Stated goal: Check every line below for the word "screenshot" and copy the ones that have it.
** begin **
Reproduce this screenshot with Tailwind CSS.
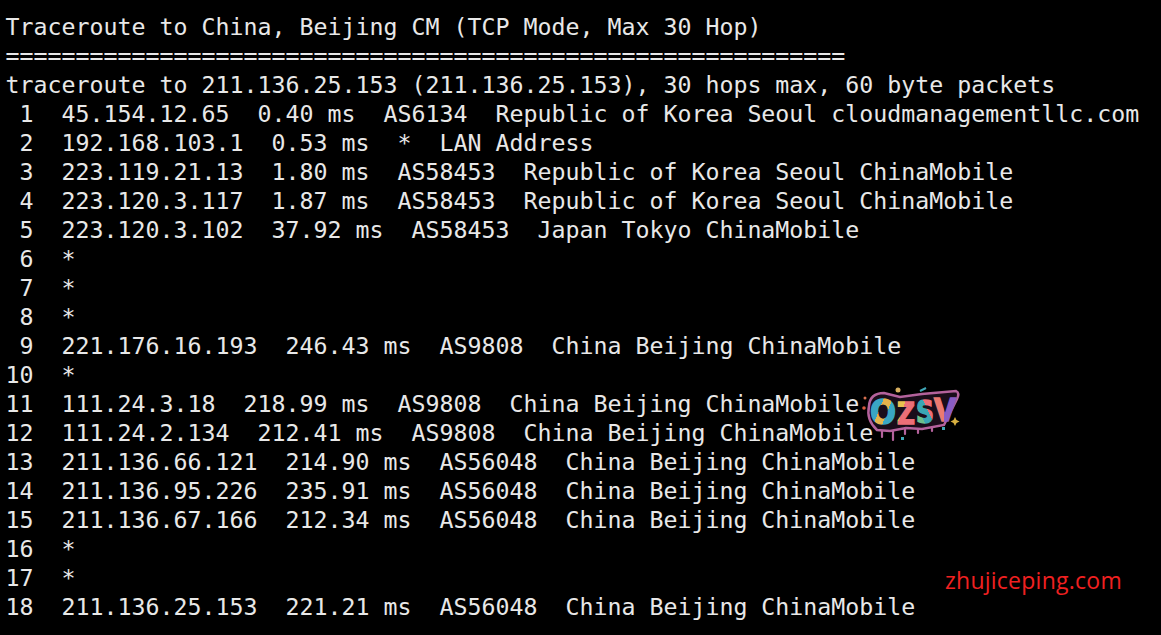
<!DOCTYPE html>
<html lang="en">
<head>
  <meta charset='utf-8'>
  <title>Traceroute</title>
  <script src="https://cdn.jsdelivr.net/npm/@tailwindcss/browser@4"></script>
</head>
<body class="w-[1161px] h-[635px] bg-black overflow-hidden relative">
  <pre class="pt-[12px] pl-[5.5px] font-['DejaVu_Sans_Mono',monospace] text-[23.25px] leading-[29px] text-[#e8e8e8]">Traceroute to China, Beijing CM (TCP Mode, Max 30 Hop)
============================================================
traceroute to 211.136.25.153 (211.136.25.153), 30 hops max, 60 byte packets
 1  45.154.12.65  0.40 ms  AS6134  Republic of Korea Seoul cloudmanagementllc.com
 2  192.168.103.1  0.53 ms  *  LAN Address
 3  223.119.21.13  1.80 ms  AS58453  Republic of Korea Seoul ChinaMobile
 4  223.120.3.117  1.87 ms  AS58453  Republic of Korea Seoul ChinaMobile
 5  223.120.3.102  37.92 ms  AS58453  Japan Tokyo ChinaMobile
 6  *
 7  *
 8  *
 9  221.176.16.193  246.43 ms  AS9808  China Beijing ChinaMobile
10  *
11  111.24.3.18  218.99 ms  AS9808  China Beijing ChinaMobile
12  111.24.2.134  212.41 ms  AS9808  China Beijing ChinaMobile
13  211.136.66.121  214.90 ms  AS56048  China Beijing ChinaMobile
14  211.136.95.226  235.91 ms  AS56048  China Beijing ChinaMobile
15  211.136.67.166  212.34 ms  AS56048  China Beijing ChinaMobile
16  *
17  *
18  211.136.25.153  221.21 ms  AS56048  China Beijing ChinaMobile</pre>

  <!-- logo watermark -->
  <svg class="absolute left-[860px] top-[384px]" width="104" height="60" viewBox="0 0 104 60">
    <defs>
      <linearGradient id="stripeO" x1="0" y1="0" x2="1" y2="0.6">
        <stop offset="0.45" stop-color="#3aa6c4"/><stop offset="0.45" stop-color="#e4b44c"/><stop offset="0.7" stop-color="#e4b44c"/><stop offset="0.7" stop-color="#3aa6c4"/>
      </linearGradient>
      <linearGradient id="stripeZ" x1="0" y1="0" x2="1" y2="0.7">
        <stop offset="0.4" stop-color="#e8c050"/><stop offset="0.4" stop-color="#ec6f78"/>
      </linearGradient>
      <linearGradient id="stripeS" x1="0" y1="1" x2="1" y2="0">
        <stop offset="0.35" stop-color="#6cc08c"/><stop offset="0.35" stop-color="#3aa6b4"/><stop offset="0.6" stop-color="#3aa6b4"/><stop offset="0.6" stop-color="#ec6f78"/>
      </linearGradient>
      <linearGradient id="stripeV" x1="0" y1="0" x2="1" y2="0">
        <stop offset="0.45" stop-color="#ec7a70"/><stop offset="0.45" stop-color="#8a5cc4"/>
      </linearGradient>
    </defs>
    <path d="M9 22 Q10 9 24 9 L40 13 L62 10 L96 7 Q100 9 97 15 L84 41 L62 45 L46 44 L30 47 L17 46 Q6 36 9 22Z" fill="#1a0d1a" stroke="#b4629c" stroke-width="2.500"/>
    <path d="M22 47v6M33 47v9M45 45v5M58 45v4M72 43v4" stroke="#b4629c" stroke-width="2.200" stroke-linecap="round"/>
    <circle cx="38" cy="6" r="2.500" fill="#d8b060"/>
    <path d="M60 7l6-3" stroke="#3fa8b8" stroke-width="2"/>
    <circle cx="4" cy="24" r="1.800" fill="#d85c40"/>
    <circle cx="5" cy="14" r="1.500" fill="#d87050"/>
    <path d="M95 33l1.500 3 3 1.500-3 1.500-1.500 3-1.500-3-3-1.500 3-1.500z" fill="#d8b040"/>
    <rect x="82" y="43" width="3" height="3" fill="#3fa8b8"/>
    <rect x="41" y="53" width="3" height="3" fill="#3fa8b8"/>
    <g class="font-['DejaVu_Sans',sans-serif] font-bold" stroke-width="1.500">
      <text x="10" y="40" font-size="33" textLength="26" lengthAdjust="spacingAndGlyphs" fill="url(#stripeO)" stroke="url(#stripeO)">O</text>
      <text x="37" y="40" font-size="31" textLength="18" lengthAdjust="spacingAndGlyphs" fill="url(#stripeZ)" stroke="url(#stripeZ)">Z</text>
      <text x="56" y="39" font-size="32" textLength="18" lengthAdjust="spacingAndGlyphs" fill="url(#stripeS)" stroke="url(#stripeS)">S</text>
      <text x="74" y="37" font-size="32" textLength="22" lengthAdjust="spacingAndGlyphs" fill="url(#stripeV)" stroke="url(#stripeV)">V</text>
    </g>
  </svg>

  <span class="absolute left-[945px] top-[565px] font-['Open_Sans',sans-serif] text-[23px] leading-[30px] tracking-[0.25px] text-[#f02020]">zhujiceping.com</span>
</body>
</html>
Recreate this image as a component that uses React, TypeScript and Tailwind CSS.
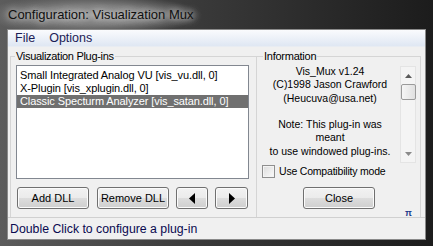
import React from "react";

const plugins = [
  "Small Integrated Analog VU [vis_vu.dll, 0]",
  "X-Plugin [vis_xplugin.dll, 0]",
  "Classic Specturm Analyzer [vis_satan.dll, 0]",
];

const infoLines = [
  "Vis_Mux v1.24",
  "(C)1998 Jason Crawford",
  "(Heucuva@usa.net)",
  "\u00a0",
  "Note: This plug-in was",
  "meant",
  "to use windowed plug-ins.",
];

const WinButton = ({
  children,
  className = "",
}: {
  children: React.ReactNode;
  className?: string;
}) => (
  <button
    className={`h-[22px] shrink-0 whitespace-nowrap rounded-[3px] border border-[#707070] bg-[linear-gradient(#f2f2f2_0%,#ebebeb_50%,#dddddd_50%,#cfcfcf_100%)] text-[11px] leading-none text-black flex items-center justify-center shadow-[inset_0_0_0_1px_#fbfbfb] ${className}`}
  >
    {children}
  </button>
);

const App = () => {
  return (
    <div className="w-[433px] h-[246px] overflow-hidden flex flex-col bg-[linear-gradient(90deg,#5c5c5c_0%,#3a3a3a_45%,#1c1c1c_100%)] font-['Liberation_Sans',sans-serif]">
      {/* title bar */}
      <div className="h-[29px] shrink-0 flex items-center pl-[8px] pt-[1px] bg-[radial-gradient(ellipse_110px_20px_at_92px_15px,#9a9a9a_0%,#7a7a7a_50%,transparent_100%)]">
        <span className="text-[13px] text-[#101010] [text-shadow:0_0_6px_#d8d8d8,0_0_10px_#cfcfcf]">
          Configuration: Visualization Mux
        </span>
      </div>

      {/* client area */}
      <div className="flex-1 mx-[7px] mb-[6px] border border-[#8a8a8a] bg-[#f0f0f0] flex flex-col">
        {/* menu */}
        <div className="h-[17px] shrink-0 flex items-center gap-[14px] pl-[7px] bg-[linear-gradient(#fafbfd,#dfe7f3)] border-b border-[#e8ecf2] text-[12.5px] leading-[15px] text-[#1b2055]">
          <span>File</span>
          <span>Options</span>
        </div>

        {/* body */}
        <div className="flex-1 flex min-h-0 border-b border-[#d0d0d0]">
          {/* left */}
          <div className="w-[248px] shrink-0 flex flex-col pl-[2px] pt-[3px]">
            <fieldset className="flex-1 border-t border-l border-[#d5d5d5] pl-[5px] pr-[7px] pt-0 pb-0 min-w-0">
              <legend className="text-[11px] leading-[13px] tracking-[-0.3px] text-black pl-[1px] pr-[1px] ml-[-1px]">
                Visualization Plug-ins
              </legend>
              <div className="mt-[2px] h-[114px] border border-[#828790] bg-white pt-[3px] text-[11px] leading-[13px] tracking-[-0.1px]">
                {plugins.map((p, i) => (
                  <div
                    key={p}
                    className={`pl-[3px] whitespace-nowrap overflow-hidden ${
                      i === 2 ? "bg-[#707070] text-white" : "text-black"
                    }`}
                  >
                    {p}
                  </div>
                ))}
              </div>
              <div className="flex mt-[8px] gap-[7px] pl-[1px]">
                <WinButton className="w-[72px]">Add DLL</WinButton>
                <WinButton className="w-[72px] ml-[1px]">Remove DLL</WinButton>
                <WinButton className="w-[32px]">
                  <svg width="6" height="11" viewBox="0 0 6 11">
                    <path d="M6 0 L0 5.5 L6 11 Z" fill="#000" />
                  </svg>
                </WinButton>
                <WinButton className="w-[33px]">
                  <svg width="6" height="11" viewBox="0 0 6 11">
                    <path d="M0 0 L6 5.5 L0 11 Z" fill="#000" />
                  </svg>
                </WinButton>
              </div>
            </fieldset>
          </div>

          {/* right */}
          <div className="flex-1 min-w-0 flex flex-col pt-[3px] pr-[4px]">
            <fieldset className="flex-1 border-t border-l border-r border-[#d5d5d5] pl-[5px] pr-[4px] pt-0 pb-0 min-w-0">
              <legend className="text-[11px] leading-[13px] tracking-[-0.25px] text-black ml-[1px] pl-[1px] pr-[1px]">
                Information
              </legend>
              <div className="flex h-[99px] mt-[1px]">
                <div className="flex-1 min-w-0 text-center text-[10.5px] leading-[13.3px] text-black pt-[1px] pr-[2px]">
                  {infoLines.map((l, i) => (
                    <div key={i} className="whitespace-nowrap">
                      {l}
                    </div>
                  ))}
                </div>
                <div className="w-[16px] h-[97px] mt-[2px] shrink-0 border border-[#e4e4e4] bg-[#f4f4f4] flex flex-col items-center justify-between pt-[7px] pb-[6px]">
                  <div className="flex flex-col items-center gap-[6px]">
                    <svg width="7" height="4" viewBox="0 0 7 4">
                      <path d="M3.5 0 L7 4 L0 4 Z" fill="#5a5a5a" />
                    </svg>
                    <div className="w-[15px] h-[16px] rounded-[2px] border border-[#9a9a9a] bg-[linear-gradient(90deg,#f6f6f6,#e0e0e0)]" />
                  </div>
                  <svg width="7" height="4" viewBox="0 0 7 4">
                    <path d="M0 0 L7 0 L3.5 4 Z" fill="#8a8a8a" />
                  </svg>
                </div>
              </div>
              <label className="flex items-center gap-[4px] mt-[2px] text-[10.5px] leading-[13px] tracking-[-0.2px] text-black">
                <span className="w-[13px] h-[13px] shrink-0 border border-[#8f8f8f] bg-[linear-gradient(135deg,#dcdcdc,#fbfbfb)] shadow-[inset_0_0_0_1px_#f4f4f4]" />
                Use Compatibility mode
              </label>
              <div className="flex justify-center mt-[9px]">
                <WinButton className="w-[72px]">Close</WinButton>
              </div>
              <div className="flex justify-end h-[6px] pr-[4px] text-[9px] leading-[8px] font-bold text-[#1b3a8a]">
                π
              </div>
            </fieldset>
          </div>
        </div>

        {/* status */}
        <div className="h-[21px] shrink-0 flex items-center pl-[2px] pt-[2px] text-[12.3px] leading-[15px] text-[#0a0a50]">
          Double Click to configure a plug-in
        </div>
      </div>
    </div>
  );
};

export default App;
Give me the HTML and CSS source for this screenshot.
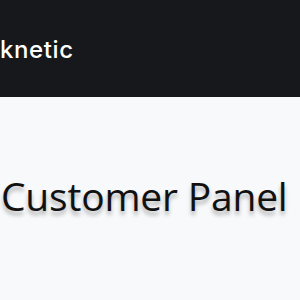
** end **
Result for this exercise:
Reproduce this screenshot with Tailwind CSS.
Give me the HTML and CSS source for this screenshot.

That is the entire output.